Daily Spurgeon
Daily Spurgeon

December 25

What the patriarch Job did early in the morning after the family festivities, you would do well to do for yourself before you rest tonight. Amid the cheerfulness of household gatherings, it's so easy to slide into sinful levity and forget our avowed character as Christians. It ought not to be so, but so it is—our days of feasting are rarely days of sanctified enjoyment. Too frequently they degenerate into unhallowed mirth.

There is a way of joy as pure and sanctifying as bathing in the rivers of Eden! Holy gratitude should be quite as purifying as grief. Alas! for our poor hearts, that facts prove the house of mourning is better than the house of feasting.

Come, believer, in what have you sinned today? Have you been forgetful of your high calling? Have you been even as others in idle words and loose speeches? Then confess the sin, and fly to the sacrifice! The sacrifice sanctifies. The precious blood of the Lamb slain removes the guilt and purges away the defilement of our sins of ignorance and carelessness.

This is the best ending of a Christmas Day—to wash anew in the cleansing fountain. Believer, come to this sacrifice continually; if it be so good tonight, it is good every night. To live at the altar is the privilege of the royal priesthood.

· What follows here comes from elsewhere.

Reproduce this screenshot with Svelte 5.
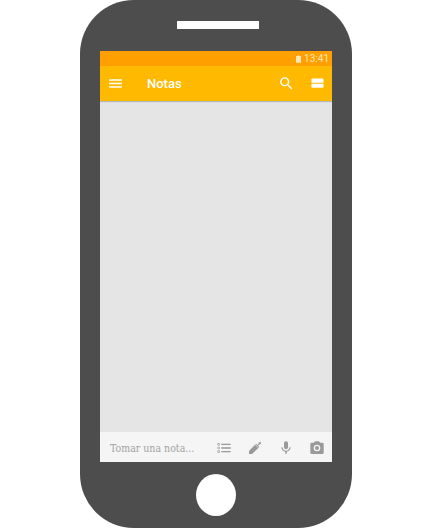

To them sin, great as it is, is nevertheless no cause for despair, since they draw near yet again to the sin-atoning victim, and their conscience is purged from dead works.

Gladly I close this festive day, Grasping the altar's hallowed horn; My slips and faults are washed away, The Lamb has all my trespass borne.

Closing Prayer

Before your head hits the pillow tonight, take a moment. Where did the celebration carry you away from Christ? Confess it. He's waiting with cleansing, not condemnation.